Particulièrement éloquent est le Chapitre IX, « De l’obéissance », qui recommande d’obéir « ... à son père, à sa mère et aux Supérieurs de la maison... » et encore « aux lois et aux dispositions des Seigneurs et de ceux qui gouvernent les États ».

Ainsi la Règle reconnaît pour les membres des structures d’insertion autres, à côté de celles de la Compagnie, et qui demandent également obéissance, même si « par-dessus tout », les Filles de sainte Angèle doivent « ... obéir aux conseils et à l’inspiration que l’Esprit Saint ne cesse de faire entendre au fond de notre cœur ».

Au Chapitre XI, « De la Pauvreté », chacune devant s’adapter à son milieu, l’accent n’est pas mis sur des règles précises, mais essentiellement sur le véritable esprit de pauvreté évangélique, qui appelle au détachement total pour l’amour de Dieu, quelle que soit la situation matérielle où on se trouve.

Conclusion

Nous avons vraiment les preuves de la « sécularité » de sainte Angèle. Cette caractéristique essentielle de sa vie – et de son œuvre – semble avoir particulièrement frappé Don Dassa :

Il n’est pas question de vœux, qui sont, et qui étaient essentiels à la vie religieuse... Non seulement on ne parle pas de clôture, mais pas davantage de la vraie vie commune au sens canonique propre. On se limite seulement à l’invitation de se réunir une fois de temps à autre... pas d’habit uniforme, seules sont conseillées l’honnêteté et la simplicité. Il s’agit d’une organisation de vie, mais d’une vie de consacrées séculières. C’est-à-dire de « devoirs précis » et « stables », qui ne sont pas seulement ceux communs à tous les chrétiens.

Et pourquoi ?

Pour « consacrer le monde au cœur même du monde ». « Non en prenant une position de repli mais en découvrant une nouvelle vocation ».

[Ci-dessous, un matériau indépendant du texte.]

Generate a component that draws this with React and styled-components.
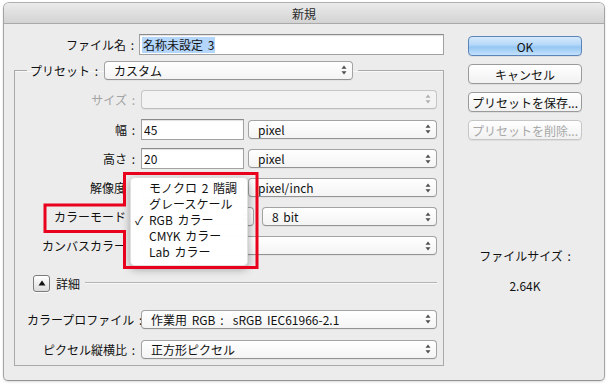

En considérant le tout, Don Dassa conclut à la nouveauté, à l’originalité de l’œuvre de Sainte Angèle :

Des ordres, des congrégations à vœux simples, des associations de personnes menant la vie commune sans vœux publics, des Fraternités et des Tiers-Ordres, il y en avait ! Mais on ne peut classer la Compagnie dans aucune de ces catégories.